PLAINTIFFS-TENANTS DID NOT SHOW DEFENDANT LANDLORD ENGAGED IN A FRAUDULANT SCHEME TO DEREGULATE; THEREFORE THE DEFAULT FORMULA TO SET THE BASE DATE RENT PURSUANT TO THE RENT STABILIZATION CODE SHOULD NOT BE USED (CT APP).
The Court of Appeals, reversing the Appellate Division, determined that the default formula for determining the plaintiffs-tenants’ legal regulated rent pursuant to the Rent Stabilization Code should not be used because there was no evidence of a fraudulent scheme to deregulate. Rather defendants’ deregulation was based upon a misinterpretation of the law:
Matter of Regina Metro. Co., LLC v New York State Div. of Hous. and Community Renewal was decided after Supreme Court granted plaintiffs’ motion (35 NY3d 332 [2020]).

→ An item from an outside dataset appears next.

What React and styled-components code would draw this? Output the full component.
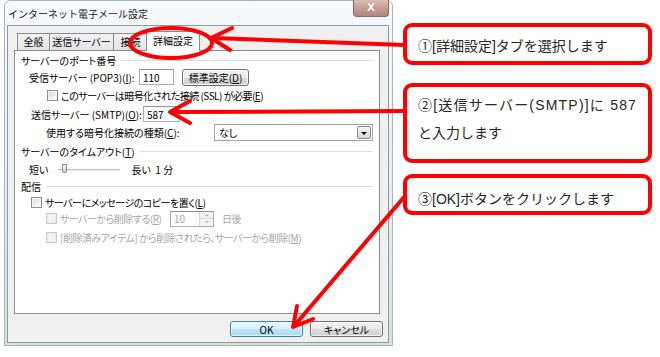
import React from 'react'
import styled, { createGlobalStyle } from 'styled-components'

const GlobalStyle = createGlobalStyle`
  html, body { margin: 0; padding: 0; background: #fff; }
  body { font-family: "Noto Sans CJK JP", "Noto Sans", sans-serif; }
`

const Page = styled.div`
  position: relative;
  width: 660px;
  height: 357px;
  display: flex;
  align-items: flex-start;
  overflow: hidden;
`

const Window = styled.div`
  width: 389px;
  height: 346px;
  margin-left: 4px;
  box-sizing: border-box;
  display: flex;
  flex-direction: column;
  border: 1px solid #a7b4bf;
  border-radius: 6px 6px 0 0;
  background: linear-gradient(180deg, #f6f9fb 0%, #eaf0f4 45%, #dde8ee 80%, #d4e5c9 100%);
`

const TitleBar = styled.div`
  height: 24px;
  display: flex;
  justify-content: space-between;
  align-items: flex-start;
  padding-left: 3px;
`

const Title = styled.span`
  margin-top: 6px;
  font-size: 10px;
  line-height: 14px;
  color: #1b1b1b;
`

const CloseButton = styled.div`
  width: 36px;
  height: 17px;
  margin: -1px 3px 0 0;
  box-sizing: border-box;
  border: 1px solid #8c6a64;
  border-top: none;
  border-radius: 0 0 4px 4px;
  background: linear-gradient(180deg, #dcbdb6 0%, #c89d94 50%, #b3867c 100%);
  color: #fff;
  font: bold 11px/15px "DejaVu Sans", sans-serif;
  text-align: center;
  text-shadow: 0 0 1px #6d4a44;
`

const Client = styled.div`
  flex: 1;
  margin: 0 3px 2px 2px;
  border: 1px solid #8d99a4;
  background: #f0f0f0;
  display: flex;
  flex-direction: column;
  font-feature-settings: "palt";
`

const TabStrip = styled.div`
  position: relative;
  z-index: 2;
  height: 25px;
  box-sizing: border-box;
  display: flex;
  align-items: flex-end;
  padding-left: 9px;
`

const Tab = styled.div`
  box-sizing: border-box;
  width: ${p => p.w}px;
  height: ${p => (p.active ? 20 : 17)}px;
  margin-left: ${p => (p.active ? -2 : p.first ? 0 : -1)}px;
  margin-bottom: ${p => (p.active ? 0 : 1)}px;
  border: 1px solid #898c95;
  border-bottom: none;
  background: ${p => (p.active ? '#fff' : 'linear-gradient(180deg, #f3f3f3, #e4e4e4)')};
  font-size: 10px;
  line-height: ${p => (p.active ? 18 : 16)}px;
  text-align: center;
  color: #000;
`

const Panel = styled.div`
  position: relative;
  z-index: 1;
  height: 264px;
  margin: -1px 8px 0 6px;
  box-sizing: border-box;
  border: 1px solid #898c95;
  background: #fff;
  padding: 1px 6px 0 6px;
`

const Row = styled.div`
  display: flex;
  align-items: center;
  height: ${p => p.h}px;
  padding-left: ${p => p.indent || 0}px;
  font-size: 10px;
  letter-spacing: ${p => (p.tight ? '-0.5px' : 'normal')};
  color: ${p => (p.disabled ? '#a6a6a6' : '#000')};
  white-space: nowrap;
`

const GroupHead = styled(Row)`
  &::after {
    content: '';
    flex: 1;
    height: 1px;
    margin-left: 5px;
    background: #d5dfe5;
  }
`

const Label = styled.span`
  display: inline-block;
  flex: none;
  width: ${p => p.w}px;
`

const U = styled.span`
  text-decoration: underline;
`

const TextBox = styled.div`
  box-sizing: border-box;
  width: ${p => p.w}px;
  height: 16px;
  padding-left: 3px;
  display: flex;
  align-items: center;
  border: 1px solid #abadb3;
  border-top-color: #8e9096;
  background: #fff;
  color: ${p => (p.disabled ? '#a6a6a6' : '#000')};
  font-size: 10px;
  letter-spacing: normal;
  position: relative;
`

const PushButton = styled.div`
  box-sizing: border-box;
  width: ${p => p.w}px;
  height: ${p => p.h || 17}px;
  margin-left: ${p => p.ml || 0}px;
  border: 1px solid ${p => (p.primary ? '#3c7fb1' : '#707070')};
  border-radius: 3px;
  background: ${p =>
    p.primary
      ? 'linear-gradient(180deg, #eaf6fd 0%, #d9f0fc 50%, #bee6fd 51%, #a7d9f5 100%)'
      : 'linear-gradient(180deg, #f2f2f2 0%, #ebebeb 50%, #dddddd 51%, #cfcfcf 100%)'};
  box-shadow: inset 0 0 0 1px rgba(255, 255, 255, 0.7);
  font-size: 10px;
  display: flex;
  align-items: center;
  justify-content: center;
  color: #000;
`

const Check = styled.span`
  box-sizing: border-box;
  width: 11px;
  height: 11px;
  margin-right: 3px;
  flex: none;
  border: 1px solid ${p => (p.disabled ? '#c9c9c9' : '#8f8f8f')};
  background: ${p =>
    p.disabled ? '#f4f4f4' : 'linear-gradient(135deg, #d6d6d6 0%, #f0f0f0 60%, #fff 100%)'};
  box-shadow: inset 0 0 0 1px ${p => (p.disabled ? '#ececec' : '#f4f4f4')};
`

const Select = styled.div`
  box-sizing: border-box;
  width: 159px;
  height: 17px;
  display: flex;
  align-items: center;
  justify-content: space-between;
  padding: 0 1px 0 4px;
  border: 1px solid #a5a5a5;
  background: #fff;
  font-size: 10px;
`

const DropArrow = styled.span`
  box-sizing: border-box;
  width: 14px;
  height: 13px;
  border: 1px solid #8b8b8b;
  border-radius: 2px;
  background: linear-gradient(180deg, #f4f4f4, #d8d8d8);
  display: flex;
  align-items: center;
  justify-content: center;
  &::after {
    content: '';
    margin-top: 2px;
    border-left: 3px solid transparent;
    border-right: 3px solid transparent;
    border-top: 3px solid #000;
  }
`

const Spin = styled.span`
  position: absolute;
  right: 0;
  top: 0;
  bottom: 0;
  width: 13px;
  display: flex;
  flex-direction: column;
  border-left: 1px solid #d4d4d4;
`

const SpinHalf = styled.span`
  flex: 1;
  background: #f3f3f3;
  border-bottom: ${p => (p.top ? '1px solid #dcdcdc' : 'none')};
  display: flex;
  align-items: center;
  justify-content: center;
  &::after {
    content: '';
    border-left: 2px solid transparent;
    border-right: 2px solid transparent;
    ${p => (p.top ? 'border-bottom: 2px solid #b5b5b5;' : 'border-top: 2px solid #b5b5b5;')}
  }
`

const Slider = styled.div`
  position: relative;
  width: 62px;
  height: 14px;
  margin: 0 11px 0 10px;
  &::before {
    content: '';
    position: absolute;
    left: 0;
    right: 0;
    top: 6px;
    height: 1px;
    background: #b9b9b9;
    border-bottom: 1px solid #eee;
  }
`

const Thumb = styled.span`
  position: absolute;
  left: 4px;
  top: 1px;
  width: 5px;
  height: 9px;
  box-sizing: border-box;
  border: 1px solid #8c8c8c;
  border-radius: 1px 1px 3px 3px;
  background: linear-gradient(180deg, #f4f4f4, #d6d6d6);
`

const ButtonRow = styled.div`
  display: flex;
  justify-content: flex-end;
  gap: 7px;
  padding: 7px 5px 0 0;
`

const Notes = styled.div`
  display: flex;
  flex-direction: column;
  width: 249px;
  margin-left: 10px;
  padding-top: 23px;
  font-family: "Liberation Sans", "Noto Sans CJK JP", sans-serif;
`

const Note = styled.div`
  box-sizing: border-box;
  height: ${p => p.h}px;
  margin-top: ${p => p.mt || 0}px;
  padding: ${p => p.pt}px 8px 0 11px;
  border: 4px solid #ff0000;
  border-radius: 9px;
  background: #fff;
  font-size: 14px;
  line-height: ${p => p.lh || 20}px;
  color: #262626;
  white-space: nowrap;
`

const WideLine = styled.span`
  letter-spacing: 1.2px;
`

const Overlay = styled.svg`
  position: absolute;
  z-index: 10;
  left: 0;
  top: 0;
  pointer-events: none;
`

const App = () => {
  return (
    <Page>
      <GlobalStyle />

      <Window>
        <TitleBar>
          <Title>インターネット電子メール設定</Title>
          <CloseButton>X</CloseButton>
        </TitleBar>

        <Client>
          <TabStrip>
            <Tab w={33} first>全般</Tab>
            <Tab w={65}>送信サーバー</Tab>
            <Tab w={35}>接続</Tab>
            <Tab w={54} active>詳細設定</Tab>
          </TabStrip>

          <Panel>
            <GroupHead h={16}>サーバーのポート番号</GroupHead>

            <Row h={18} indent={8}>
              <Label w={110}>受信サーバー (POP3)(<U>I</U>):</Label>
              <TextBox w={35}>110</TextBox>
              <PushButton w={67} ml={8}>標準設定(<U>D</U>)</PushButton>
            </Row>

            <Row h={19} indent={26} tight>
              <Check />
              このサーバーは暗号化された接続 (SSL) が必要(<U>E</U>)
            </Row>

            <Row h={18} indent={10}>
              <Label w={112}>送信サーバー (SMTP)(<U>O</U>):</Label>
              <TextBox w={37}>587</TextBox>
            </Row>

            <Row h={18} indent={25}>
              <Label w={168}>使用する暗号化接続の種類(<U>C</U>):</Label>
              <Select>
                なし
                <DropArrow />
              </Select>
            </Row>

            <GroupHead h={20}>サーバーのタイムアウト(<U>T</U>)</GroupHead>

            <Row h={17} indent={8}>
              <span>短い</span>
              <Slider>
                <Thumb />
              </Slider>
              <span>長い&nbsp;&nbsp;1 分</span>
            </Row>

            <GroupHead h={16}>配信</GroupHead>

            <Row h={16} indent={10} tight>
              <Check />
              サーバーにメッセージのコピーを置く(<U>L</U>)
            </Row>

            <Row h={17} indent={25} disabled tight>
              <Check disabled />
              <Label w={110}>サーバーから削除する(<U>R</U>)</Label>
              <TextBox w={44} disabled>
                10
                <Spin>
                  <SpinHalf top />
                  <SpinHalf />
                </Spin>
              </TextBox>
              <span style={{ marginLeft: 8 }}>日後</span>
            </Row>

            <Row h={20} indent={25} disabled tight>
              <Check disabled />
              [削除済みアイテム] から削除されたら、サーバーから削除(<U>M</U>)
            </Row>
          </Panel>

          <ButtonRow>
            <PushButton w={73} h={16} primary>OK</PushButton>
            <PushButton w={73} h={16}>キャンセル</PushButton>
          </ButtonRow>
        </Client>
      </Window>

      <Notes>
        <Note h={42} pt={9}>①[詳細設定]タブを選択します</Note>
        <Note h={80} mt={18} pt={4} lh={28}>
          <WideLine>②[送信サーバー(SMTP)]に 587</WideLine>
          <br />
          と入力します
        </Note>
        <Note h={41} mt={11} pt={11}>③[OK]ボタンをクリックします</Note>
      </Notes>

      <Overlay width="660" height="357" viewBox="0 0 660 357">
        <g fill="none" stroke="#ff0000" strokeWidth="4" strokeLinecap="round" strokeLinejoin="round">
          <ellipse cx="171" cy="43" rx="41" ry="15" />
          <path d="M405 45 L212 38" />
          <path d="M232 28 L211 38 L230 50" />
          <path d="M405 111 L172 112" />
          <path d="M190 101 L170 112 L190 123" />
          <path d="M405 196 L294 326" />
          <path d="M297 306 L293 327 L313 319" />
        </g>
      </Overlay>
    </Page>
  )
}

export default App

There, this Court made clear that, under the pre-Housing Stability and Tenant Protection Act of 2019 law applicable here, “review of rental history outside the four-year lookback period [i]s permitted only in the limited category of cases where the tenant produced evidence of a fraudulent scheme to deregulate and, even then, solely to ascertain whether fraud occurred—not to furnish evidence for calculation of the base date rent or permit recovery for years of overcharges barred by the statute of limitations” … . In fraud cases, because the reliability of the base date rent has been tainted, “this Court sanctioned use of the default formula to set the base date rent” … . Regina also held that “deregulation of [ ] apartments during receipt of J-51 benefits was not based on a fraudulent misstatement of fact but on a misinterpretation of the law [and so] a finding of willfulness is generally not applicable to cases arising in the aftermath of Roberts [and] [b]ecause conduct cannot be fraudulent without being willful, it follows that the fraud exception to the lookback rule is generally inapplicable to Roberts overcharge claims” … .
Plaintiffs failed to meet their burden on summary judgment. Defendants’ deregulation of the apartments was based on this same “misinterpretation of the law” involved in Regina and therefore that conduct did not constitute fraud … . Defendants’ subsequent re-registering of the apartments occurred after the four-year lookback period, and plaintiffs have failed to offer evidence that it somehow affected the reliability of the actual rent plaintiffs paid on the base date. Casey v Whitehouse Estates, Inc., 2023 NY Slip Op 01351, CtApp 3-16-23
Practice Point: In order to use the default formula pursuant to the Rent Stabilization Code, there must have been a fraudulent scheme to deregulate on the part of the landlord. Here there was no evidence of a fraudulent scheme as opposed to a misinterpretation of the law.